The establishment of a parallel Commission of Inquiry by the
Indonesian Human Rights Commission was seen as an encouraging sign. However, human rights observers (both internationally and within Timor Leste) never believed that relying on Indonesia to provide accountability was a feasible solution, particularly due to the power still exercised by the Indonesian military. Three UN Special Rapporteurs recommended in December 1999:

 
 

Unless, in a matter of months, the steps taken by the Government of Indonesia to investigate TNI [Indonesian Armed Forces] involvement in the past year's atrocities bear fruit, both in the way of credible clarification of the facts and the bringing to justice of the perpetrators – both directly and by virtue of command responsibility, however high the level of responsibility – the Security Council should consider the establishment of an international criminal tribunal for the purpose.
[16]

 
 

It was no coincidence that the reluctance within the
Security Council to pursue this recommendation occurred at a time of well‐publicized donor fatigue and sustained criticism of the
International Criminal Tribunals for Rwanda and the former Yugoslavia over the lengthy duration of trials and the lack of recognisable results in those tribunals.
[17]
While the transitional justice goals of an independent Timor Leste were not elaborated much further by the international community than the extracts noted above, it is clear that newer – and what were hoped to be faster and cheaper – hybrid
models of international/national justice were gaining favour, as the parallel developments in Cambodia and Kosovo demonstrate.

At the same time, however, UNTAET's primary task in terms of justice was the creation from scratch of a judicial system and re‐establishment of the rule of law.
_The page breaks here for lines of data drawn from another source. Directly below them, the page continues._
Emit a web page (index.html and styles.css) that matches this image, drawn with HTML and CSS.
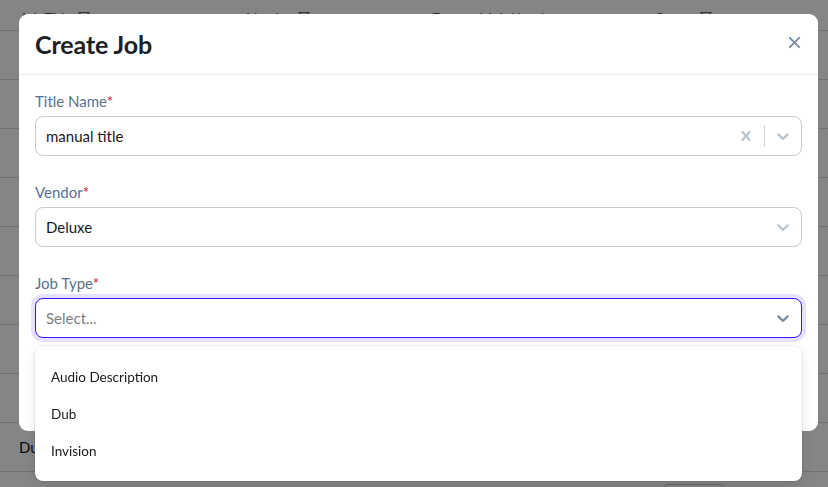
FILE: index.html
```html
<!DOCTYPE html>
<html lang="en">
<head>
<meta charset="utf-8">
<title>Create Job</title>
<link rel="stylesheet" href="styles.css">
</head>
<body>
<div class="page">
  <div class="table">
    <div class="thead">
      <div class="th col1">Job Title <svg class="filter" viewBox="0 0 12 12"><path d="M1 1.5h10L7 6v4.5L5 9.5V6z" fill="none" stroke="currentColor" stroke-width="1.2"/></svg></div>
      <div class="th col2">Vendor <svg class="filter" viewBox="0 0 12 12"><path d="M1 1.5h10L7 6v4.5L5 9.5V6z" fill="none" stroke="currentColor" stroke-width="1.2"/></svg></div>
      <div class="th col3">External Job Number</div>
      <div class="th col4">Status <svg class="filter" viewBox="0 0 12 12"><path d="M1 1.5h10L7 6v4.5L5 9.5V6z" fill="none" stroke="currentColor" stroke-width="1.2"/></svg></div>
    </div>
    <div class="tr"><div class="td">Audio Description</div></div>
    <div class="tr"><div class="td">Audio Description</div></div>
    <div class="tr"><div class="td">Dub</div></div>
    <div class="tr"><div class="td">Invision</div></div>
    <div class="tr"><div class="td">Dub</div></div>
    <div class="tr"><div class="td">Audio Description</div></div>
    <div class="tr"><div class="td">Dub</div></div>
    <div class="tr"><div class="td">Dub</div></div>
    <div class="tr"><div class="td">Dub</div></div>
    <div class="pager"><span class="pager-btn"></span></div>
  </div>
</div>

<div class="overlay"></div>

<div class="modal">
  <div class="modal-header">
    <h2 class="modal-title">Create Job</h2>
    <svg class="close" viewBox="0 0 14 14"><path d="M2 2l10 10M12 2L2 12" stroke="currentColor" stroke-width="2.2" stroke-linecap="round"/></svg>
  </div>
  <div class="modal-body">
    <div class="field">
      <div class="label">Title Name<span class="req">*</span></div>
      <div class="select">
        <div class="value">manual title</div>
        <div class="indicators">
          <span class="ind"><svg viewBox="0 0 20 20"><path d="M14.348 14.849c-0.469 0.469-1.229 0.469-1.697 0l-2.651-3.030-2.651 3.029c-0.469 0.469-1.229 0.469-1.697 0-0.469-0.469-0.469-1.229 0-1.697l2.758-3.15-2.759-3.152c-0.469-0.469-0.469-1.228 0-1.697s1.228-0.469 1.697 0l2.652 3.031 2.651-3.031c0.469-0.469 1.228-0.469 1.697 0s0.469 1.229 0 1.697l-2.758 3.152 2.758 3.15c0.469 0.469 0.469 1.229 0 1.698z"/></svg></span>
          <span class="sep"></span>
          <span class="ind"><svg viewBox="0 0 20 20"><path d="M4.516 7.548c0.436-0.446 1.043-0.481 1.576 0l3.908 3.747 3.908-3.747c0.533-0.481 1.141-0.446 1.574 0 0.436 0.445 0.408 1.197 0 1.615-0.406 0.418-4.695 4.502-4.695 4.502-0.217 0.223-0.502 0.335-0.787 0.335s-0.57-0.112-0.789-0.335c0 0-4.287-4.084-4.695-4.502s-0.436-1.170 0-1.615z"/></svg></span>
        </div>
      </div>
    </div>
    <div class="field">
      <div class="label">Vendor<span class="req">*</span></div>
      <div class="select">
        <div class="value">Deluxe</div>
        <div class="indicators">
          <span class="ind"><svg viewBox="0 0 20 20"><path d="M4.516 7.548c0.436-0.446 1.043-0.481 1.576 0l3.908 3.747 3.908-3.747c0.533-0.481 1.141-0.446 1.574 0 0.436 0.445 0.408 1.197 0 1.615-0.406 0.418-4.695 4.502-4.695 4.502-0.217 0.223-0.502 0.335-0.787 0.335s-0.57-0.112-0.789-0.335c0 0-4.287-4.084-4.695-4.502s-0.436-1.170 0-1.615z"/></svg></span>
        </div>
      </div>
    </div>
    <div class="field">
      <div class="label">Job Type<span class="req">*</span></div>
      <div class="select-wrap">
        <div class="select focused">
          <div class="value placeholder">Select...</div>
          <div class="indicators">
            <span class="ind dark"><svg viewBox="0 0 20 20"><path d="M4.516 7.548c0.436-0.446 1.043-0.481 1.576 0l3.908 3.747 3.908-3.747c0.533-0.481 1.141-0.446 1.574 0 0.436 0.445 0.408 1.197 0 1.615-0.406 0.418-4.695 4.502-4.695 4.502-0.217 0.223-0.502 0.335-0.787 0.335s-0.57-0.112-0.789-0.335c0 0-4.287-4.084-4.695-4.502s-0.436-1.170 0-1.615z"/></svg></span>
          </div>
        </div>
        <div class="menu">
          <div class="option">Audio Description</div>
          <div class="option">Dub</div>
          <div class="option">Invision</div>
        </div>
      </div>
    </div>
  </div>
</div>
</body>
</html>
```

FILE: styles.css
```css
* { box-sizing: border-box; }
html, body { margin: 0; padding: 0; overflow: hidden; }
body {
  width: 828px;
  height: 487px;
  font-family: Lato, "Open Sans", sans-serif;
  background: #fff;
  color: #1f2328;
}
.page { width: 828px; height: 487px; overflow: hidden; }
.thead {
  height: 31px;
  display: flex;
  border-bottom: 1px solid #d5d9de;
  font-size: 14px;
  color: #4d5560;
}
.th {
  display: flex;
  align-items: center;
  gap: 6px;
  padding-top: 4px;
}
.col1 { padding-left: 20px; width: 247px; }
.col2 { width: 185px; }
.col3 { width: 224px; }
.col4 { flex: 1; }
.filter { width: 12px; height: 12px; color: #5a6470; }
.tr {
  height: 49px;
  border-bottom: 1px solid #d5d9de;
  display: flex;
  align-items: center;
  padding-left: 19px;
  font-size: 15px;
  color: #111;
}
.pager { display: flex; padding-left: 661px; padding-top: 12px; }
.pager-btn {
  width: 67px; height: 30px;
  border: 1px solid #b8bec6;
  border-radius: 8px;
}
.overlay {
  position: fixed;
  inset: 0;
  background: rgba(0, 0, 0, 0.48);
}
.modal {
  position: fixed;
  top: 14px;
  left: 19px;
  width: 799px;
  height: 417px;
  background: #fff;
  border-radius: 9px;
}
.modal-header {
  height: 61px;
  border-bottom: 1px solid #ececec;
  display: flex;
  align-items: center;
  justify-content: space-between;
  padding: 0 16px;
}
.modal-title {
  margin: 0;
  font-size: 25px;
  font-weight: 700;
  color: #1d2025;
  letter-spacing: -0.1px;
}
.close { width: 13px; height: 13px; color: #7c8fa0; margin-right: 1px; margin-top: -4px; }
.modal-body { padding: 16px 16px; }
.field { margin-bottom: 26px; }
.label {
  display: block;
  font-size: 15px;
  line-height: 20px;
  color: #5c718b;
  margin-bottom: 5px;
}
.req { color: #cc1040; }
.select {
  height: 40px;
  border: 1px solid #cbcbcb;
  border-radius: 8px;
  display: flex;
  align-items: center;
  background: #fff;
}
.select.focused {
  border: 1px solid #3a10ff;
  box-shadow: 0 0 0 4px #e4e2fc;
}
.value {
  flex: 1;
  padding-left: 10px;
  font-size: 15px;
  line-height: 20px;
  color: #1a1a1a;
  margin-top: -1px;
}
.placeholder { color: #808080; }
.indicators { display: flex; align-items: center; align-self: stretch; }
.ind { padding: 8px; display: flex; }
.ind svg { width: 20px; height: 20px; fill: #b9c4cc; }
.ind.dark svg { fill: #7e8e9b; }
.sep { width: 1px; align-self: stretch; margin: 8px 0; background: #cdd3d8; }
.select-wrap { position: relative; }
.menu {
  position: absolute;
  top: 48px;
  left: 0;
  right: 0;
  padding: 12px 0;
  background: #fff;
  border-radius: 8px;
  box-shadow: 0 0 0 1px rgba(0,0,0,0.05), 0 4px 11px rgba(0,0,0,0.1);
}
.option {
  height: 37px;
  display: flex;
  align-items: center;
  padding-left: 16px;
  font-size: 13.5px;
  color: #1a1a1a;
}
```
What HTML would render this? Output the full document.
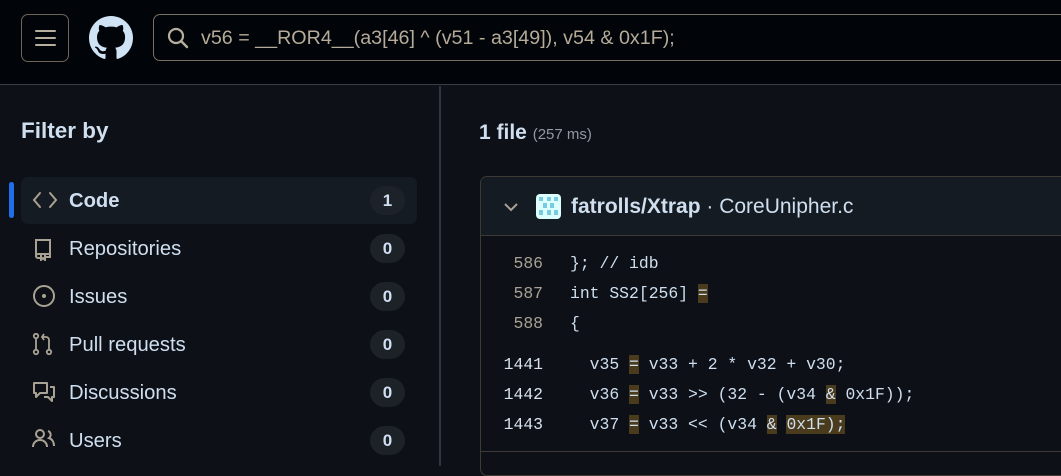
<!DOCTYPE html>
<html><head><style>
*{margin:0;padding:0;box-sizing:border-box}
body{width:1061px;height:466px;overflow:hidden;background:#0d1117;font-family:"Liberation Sans",sans-serif;color:#cfdff0;position:relative}
.top{position:absolute;left:0;top:0;width:1061px;height:85px;background:#010409;border-bottom:1px solid #3a3d42}
.ham{position:absolute;left:21px;top:14px;width:48px;height:48px;border:1px solid #6e6558;border-radius:7px}
.ham i{position:absolute;left:13px;width:21px;height:2px;background:#b8ae9e;border-radius:1px}
.search{position:absolute;left:153px;top:14px;width:930px;height:47px;border:1px solid #7a7060;border-radius:7px}
.search span{position:absolute;left:47px;top:12px;font-size:19.7px;color:#b6ab98;white-space:nowrap}
.side{position:absolute;left:0;top:86px;width:441px;height:380px;border-right:2px solid #30363d}
.fb{position:absolute;left:21px;top:118px;font-size:22.5px;font-weight:bold}
.item{position:absolute;left:21px;width:396px;height:47px;border-radius:7px}
.item .t{position:absolute;left:48px;top:13px;font-size:20.2px}
.item .c{position:absolute;left:349px;top:9px;width:35px;height:29px;border-radius:15px;background:#1d2229;text-align:center;font-size:17px;font-weight:bold;line-height:29px}
.item svg{position:absolute;left:11px;top:12px}
.sel{background:#151b23}
.bar{position:absolute;left:9px;top:182px;width:5px;height:36px;background:#1f6feb;border-radius:3px}
.res{position:absolute;left:479px;top:121px;font-size:21px;font-weight:bold}
.res small{font-size:15px;font-weight:normal;color:#9198a1}
.card{position:absolute;left:480px;top:176px;width:600px;height:300px;border:1px solid #3d3a35;border-radius:7px;overflow:hidden}
.hd{height:59px;background:#151b23;border-bottom:1px solid #3d3a35;position:relative}
.hd .n{position:absolute;left:90px;top:18px;font-size:21px;white-space:nowrap}
.code{font-family:"Liberation Mono",monospace;font-size:16.4px;position:absolute;left:0;white-space:pre}
.ln{position:absolute;width:62px;text-align:right;font-family:"Liberation Mono",monospace;font-size:16.4px;color:#a9a294}
.lb{color:#d8e2ec}
.h{background:#4a3b1c}
.sep{position:absolute;left:0;top:274px;width:600px;height:1px;background:#3d3a35}
</style></head><body>
<div class="top">
 <div class="ham"><i style="top:15px"></i><i style="top:22px"></i><i style="top:29px"></i></div>
 <svg style="position:absolute;left:89px;top:16px" width="44" height="44" viewBox="0 0 16 16"><path fill="#cfe3f5" d="M8 0C3.58 0 0 3.58 0 8c0 3.54 2.290 6.53 5.47 7.59.4.07.55-.17.55-.38 0-.19-.01-.82-.01-1.49-2.01.37-2.53-.49-2.69-.94-.09-.23-.48-.94-.82-1.130-.28-.15-.68-.52-.01-.53.63-.01 1.08.58 1.23.82.72 1.21 1.870.87 2.33.66.07-.52.28-.87.51-1.07-1.78-.2-3.64-.89-3.64-3.95 0-.87.31-1.59.82-2.15-.08-.2-.36-1.020.08-2.12 0 0 .67-.21 2.2.82.64-.18 1.32-.27 2-.27.68 0 1.36.09 2 .27 1.53-1.04 2.2-.82 2.2-.82.44 1.1.16 1.92.08 2.12.51.56.82 1.27.82 2.15 0 3.07-1.87 3.75-3.65 3.95.29.25.54.73.54 1.48 0 1.07-.01 1.93-.01 2.2 0 .21.15.46.55.38A8.013 8.013 0 0016 8c0-4.42-3.58-8-8-8z"/></svg>
 <div class="search">
  <svg style="position:absolute;left:13px;top:12px" width="22" height="22" viewBox="0 0 22 22"><circle cx="9" cy="9" r="7" fill="none" stroke="#b8ae9e" stroke-width="2.2"/><path d="M14 14l6 6" stroke="#b8ae9e" stroke-width="2.4" stroke-linecap="round"/></svg>
  <span>v56 = __ROR4__(a3[46] ^ (v51 - a3[49]), v54 &amp; 0x1F);</span>
 </div>
</div>
<div class="side"></div>
<div class="fb">Filter by</div>
<div class="bar"></div>
<div class="item sel" style="top:177px"><svg width="26" height="22" viewBox="0 0 26 22"><path d="M8 4L2 11l6 7M18 4l6 7-6 7" fill="none" stroke="#a9a294" stroke-width="2" stroke-linecap="round"/></svg><span class="t" style="font-weight:bold">Code</span><span class="c">1</span></div>
<div class="item" style="top:225px"><svg width="22" height="24" viewBox="0 0 22 24"><path d="M4 20V3h14v14H6a2 2 0 0 0-2 2 2 2 0 0 0 2 2h2M14 20h4v-3M9 17v6l2-2 2 2v-6" fill="none" stroke="#a9a294" stroke-width="2"/></svg><span class="t">Repositories</span><span class="c">0</span></div>
<div class="item" style="top:273px"><svg width="26" height="26" viewBox="0 0 26 26"><circle cx="12" cy="11" r="10" fill="none" stroke="#a9a294" stroke-width="2"/><circle cx="12" cy="11" r="2" fill="#a9a294"/></svg><span class="t">Issues</span><span class="c">0</span></div>
<div class="item" style="top:321px"><svg width="26" height="26" viewBox="0 0 26 26"><circle cx="4" cy="3" r="2.2" fill="none" stroke="#a9a294" stroke-width="1.8"/><circle cx="4" cy="19" r="2.2" fill="none" stroke="#a9a294" stroke-width="1.8"/><circle cx="17" cy="19" r="2.2" fill="none" stroke="#a9a294" stroke-width="1.8"/><path d="M4 5v12M17 17V7a3 3 0 0 0-3-3h-3M12 1l-2 3 2 3" fill="none" stroke="#a9a294" stroke-width="1.8"/></svg><span class="t">Pull requests</span><span class="c">0</span></div>
<div class="item" style="top:369px"><svg width="26" height="26" viewBox="0 0 26 26"><path d="M2 2h13v10H8l-4 4v-4H2zM18 6h4v10h-2v4l-4-4h-4" fill="none" stroke="#a9a294" stroke-width="2" stroke-linejoin="round"/></svg><span class="t">Discussions</span><span class="c">0</span></div>
<div class="item" style="top:417px"><svg width="26" height="26" viewBox="0 0 26 26"><circle cx="8" cy="5" r="4" fill="none" stroke="#a9a294" stroke-width="2"/><path d="M1 18c0-4 3-7 7-7s7 3 7 7M16 2a4 4 0 0 1 1 7c3 1 5 4 5 8" fill="none" stroke="#a9a294" stroke-width="2"/></svg><span class="t">Users</span><span class="c">0</span></div>
<div class="res">1 file <small>(257 ms)</small></div>
<div class="card">
 <div class="hd">
  <svg style="position:absolute;left:22px;top:22px" width="16" height="16" viewBox="0 0 16 16"><path d="M2 5l6 6 6-6" fill="none" stroke="#a9a294" stroke-width="2"/></svg>
  <svg style="position:absolute;left:55px;top:17px" width="25" height="25" viewBox="0 0 25 25"><rect width="25" height="25" rx="4" fill="#dff"/><rect x="3" y="3" width="4" height="4" fill="#7cd"/><rect x="11" y="3" width="4" height="4" fill="#7cd"/><rect x="18" y="3" width="4" height="4" fill="#7cd"/><rect x="7" y="9" width="4" height="5" fill="#7cd"/><rect x="14" y="9" width="4" height="5" fill="#7cd"/><rect x="3" y="16" width="4" height="5" fill="#7cd"/><rect x="11" y="16" width="4" height="5" fill="#7cd"/><rect x="18" y="16" width="4" height="5" fill="#7cd"/></svg>
  <span class="n"><b>fatrolls/Xtrap</b> · CoreUnipher.c</span>
 </div>
 <div class="ln" style="top:77px">586</div><div class="code" style="left:89px;top:77px">}; // idb</div>
 <div class="ln" style="top:107px">587</div><div class="code" style="left:89px;top:107px">int SS2[256] <span class="h">=</span></div>
 <div class="ln" style="top:137px">588</div><div class="code" style="left:89px;top:137px">{</div>
 <div class="ln lb" style="top:178px">1441</div><div class="code" style="left:89px;top:178px">  v35 <span class="h">=</span> v33 + 2 * v32 + v30;</div>
 <div class="ln lb" style="top:208px">1442</div><div class="code" style="left:89px;top:208px">  v36 <span class="h">=</span> v33 &gt;&gt; (32 - (v34 <span class="h">&amp;</span> 0x1F));</div>
 <div class="ln lb" style="top:238px">1443</div><div class="code" style="left:89px;top:238px">  v37 <span class="h">=</span> v33 &lt;&lt; (v34 <span class="h">&amp;</span> <span class="h">0x1F);</span></div>
 <div class="sep"></div>
</div>
</body></html>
At a physical level, all infrastructure such as court and prison buildings, books and records had been comprehensively destroyed during the “scorched earth” method employed during the withdrawal of the TNI and militias. A far greater problem was the lack of human resources. All previously serving judges and prosecutors, and the majority of lawyers and court staff, had been Indonesians who had fled the territory.
[18]
Widespread and ongoing lawlessness was a serious problem, which meant that the issue of justice for past atrocities became caught up in the realities of providing present and future justice through the creation of a temporary court system staffed by inexperienced, newly appointed East Timorese judges and lawyers. International judges were initially rejected on the basis that they would undermine local ownership of the justice system, but it soon became apparent that the newly appointed judiciary needed considerable help.
[19]
While the newly appointed East Timorese judges certainly saw themselves as appointed to deal with past crimes,
[20]
the key
UNTAET judicial policy maker at the time has since noted that the East Timorese lawyers were “so inexperienced as to be unequal to the task of serving in a new East Timorese justice system”
[21]
and in particular, that the “prosecution and trial of legally and factually complex criminal offences such as crimes against humanity . . . should not be left solely to largely inexperienced lawyers, however committed they may be.”
[22]

A belated realization of the enormity of the task seems to be the primary explanation for the reversal of the initial policy decision that subsequently saw the focus shift from national empowerment to reliance on international judges to cover the national skills gap. Given the lack of political and financial support for a separate international tribunal, the task therefore fell on UNTAET to combine the retributive and reconciliation goals already mentioned with the additional demand to build the capacity of the fledgling East Timorese judiciary. Yet the shift was not accompanied by a considered assessment of how to ensure a sustainable process.

 
Initial investigations
 

Prior to the creation of the Special Panels, investigations into the recent atrocities were being undertaken by the UNTAET Human
Rights Unit (HRU) during late 1999, as the pressing tasks of preserving evidence
demanded attention.
[23]
In early 2000 a separate Serious
Crimes Investigation Unit (SCIU) was established to take over the task, with the UN Civilian Police to conduct the criminal investigations. This marginalized many of those involved at the early stage and resulted in the loss of critical continuity in the process. Several months later, responsibility shifted again. When the Special Panels were established in mid‐2000, UNTAET also created a Public Prosecution Service, which included a specialized unit to prosecute serious crimes.
[24]
At this point, the SCIU was transferred from the HRU to the responsibility of the international General Prosecutor. In contrast to the HRU, the initial personnel brought in to staff the SCIU have been widely criticized for their failure to involve East Timorese in their work, in particular some of the key national human rights organizations who had extensive documentation and information about the violations. Unlike the new SCIU staff, many HRU officers were recruited by the UN Office of the
High Commissioner for Human Rights from international human rights organizations and had both local language skills and long‐standing connections with local NGOs, which were lost once the responsibility for the investigations was transferred. The new investigators were either unaware of the level of expertise available within the community, or from an intended impartiality were suspicious of offers of assistance.